Basic combinatorics — basic enumeration

I. Basic Enumeration:

There is no rule which says that enumeration problems, even the simplest ones, must have solutions expressible as closed formulas. Some have, of course, and one important thing to be learnt here is how to recognize such problems. Another approach, avoiding the difficulty of trying to produce a closed formula, is to look for “substitute” solutions in other forms such as formulae involving summations, recurrence relations or generating functions. A typical (but not unique or universal) technique for solving an enumeration problem, in one or more parameters, is to find a recurrence relation, deduce a formula for the generating function (the recurrence relation is usually equivalent to a differential equation involving this function) and finally, where possible, to obtain the coefficients in the Taylor expansion of the generating function.

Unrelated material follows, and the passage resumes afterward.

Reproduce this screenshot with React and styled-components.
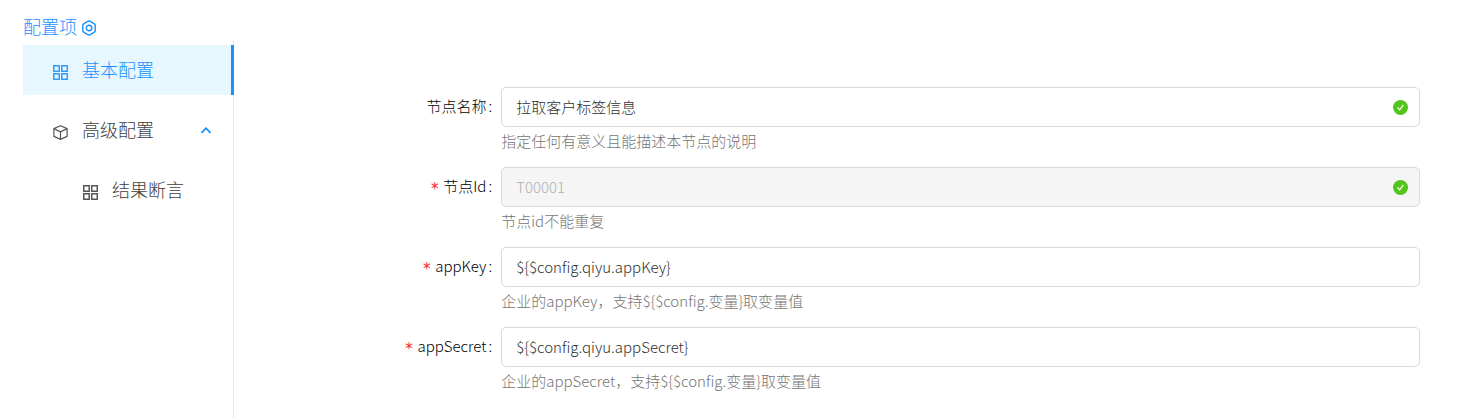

However, it should be pointed out that, in many cases, elementary transformations of the problems may lead to another problem already solved. For example, it may be possible by such transformations to represent each element to be counted as the result of n consecutive decisions such that there are a_{i} possible choices at the ith step. The answer would then be a_{1}a_{2}a_{3}\ldots a_{n}. This is particularly useful when each decision if independent of all the previous decisions. Finding such a situation equivalent to the given problem is usually difficult and a matter of luck combined with experience.

1) In a shop there are k kinds of postcards. We want to send postcards to n friends. How many different ways can this be done? What happens if we want to send them different cards? What happens if we want to send two different cards to each of them(but different persons may get the same card)?


Decide about the persons one by one.


I. i.

The first person may be sent any of the k kinds of postcards. No matter which one he is sent, we may still send the second one any of the k kinds, so there are k \times k = k^{2} ways to send cards to the first two friends. Again, whatever they are sent, the third friend can still be sent k kinds, etc. So there are k^{n} ways to send out the cards.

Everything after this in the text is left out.